Per Juni 2025, total kredit BCA tumbuh sebesar 12,9% secara tahunan (YoY) menjadi Rp 959 triliun. Pertumbuhan ini melampaui rata-rata industri. Hingga akhir 2025, pertumbuhan kredit BCA ditargetkan tetap sejalan dengan Rencana Bisnis Bank (RBB).
Pertumbuhan kredit BCA didukung oleh berbagai segmen, termasuk korporasi, UMKM, dan konsumer. Pertumbuhan tertinggi dicatat oleh kredit korporasi yang naik 16,1% YoY dengan nilai Rp 451,8 triliun per Juni 2025.
“BCA akan terus mendorong penyaluran kredit ke berbagai segmen dan sektor secara pruden, sekaligus mempertimbangkan prinsip kehati-hatian dengan penerapan manajemen risiko yang disiplin,” tambah Hera.
Wajib Masuk RBB, OJK Akan Pantau Penyaluran Kredit UMKM di Perbankan
Direktur Kepatuhan OK Bank, Efdinal Alamsyah, menjelaskan bahwa beberapa faktor dapat menyebabkan penurunan SBT, antara lain peningkatan kehati-hatian bank dalam menyalurkan kredit akibat risiko global yang diperkirakan masih tinggi.
“Jadi likuiditas sebagian lebih diarahkan pada surat berharga ketimbang kredit,” tutur Efdinal.

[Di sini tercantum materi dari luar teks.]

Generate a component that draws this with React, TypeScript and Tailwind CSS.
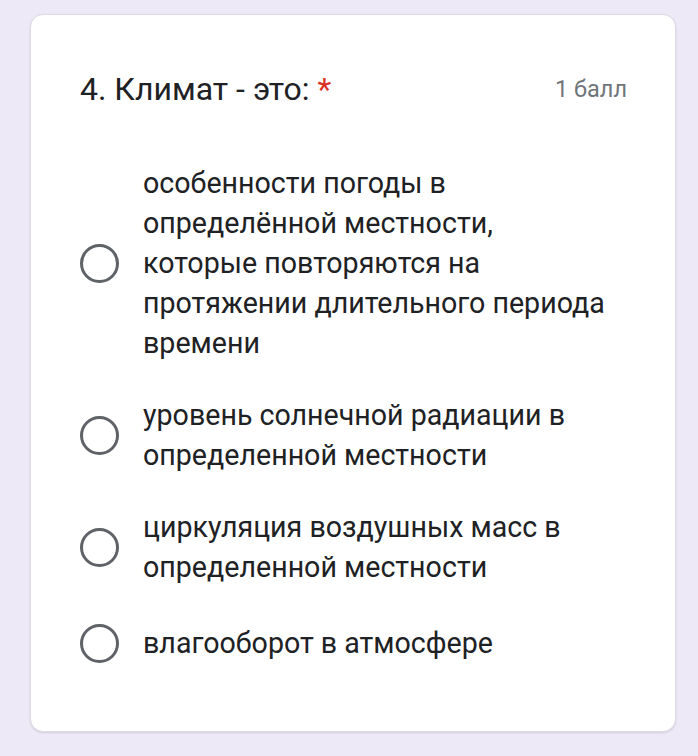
const options = [
  "особенности погоды в определённой местности, которые повторяются на протяжении длительного периода времени",
  "уровень солнечной радиации в определенной местности",
  "циркуляция воздушных масс в определенной местности",
  "влагооборот в атмосфере",
];

export default function App() {
  return (
    <main className="min-h-screen bg-[#ede9f6] pl-[30px] pr-[22px] pt-[14px] pb-[25px] font-['Roboto',sans-serif]">
      <div className="rounded-[13px] border border-[#dcdae3] bg-white pl-[49px] pr-[48px] pt-[54px] pb-[68px] shadow-[0_1px_2px_rgba(60,64,67,0.15)]">
        <div className="flex items-center justify-between">
          <h1 className="text-[32px] leading-[40px] text-[#202124]">
            4. Климат - это: <span className="text-[#d93025]">*</span>
          </h1>
          <span className="text-[23.5px] leading-[32px] text-[#70757a]">1 балл</span>
        </div>

        <div className="mt-[54px] flex flex-col gap-[32px]">
          {options.map((text, i) => (
            <label key={text} className={`flex items-center ${i === options.length - 1 ? "mt-[4px]" : ""}`}>
              <span className="h-[39px] w-[39px] shrink-0 rounded-full border-[3.5px] border-[#5f6368]" />
              <span className="ml-[24px] max-w-[466px] text-[28.6px] leading-[40px] text-[#202124]">{text}</span>
            </label>
          ))}
        </div>
      </div>
    </main>
  );
}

Pada semester II-2025, OK Bank akan tetap berhati-hati dan selektif dalam menyalurkan kredit, terutama terkait kredit modal kerja dan investasi. Namun, Efdinal menyebut bahwa kredit konsumtif mungkin akan lebih dilonggarkan.
Terakhir, Efdinal menyampaikan bahwa OK Bank akan menyalurkan kredit sesuai dengan rencana yang telah ditetapkan dalam RBB.
“Pada akhir Juni 2025, kredit OK Bank tumbuh sekitar 8%. Sampai akhir tahun, OK Bank menargetkan pertumbuhan kredit sebesar 10%,” pungkasnya.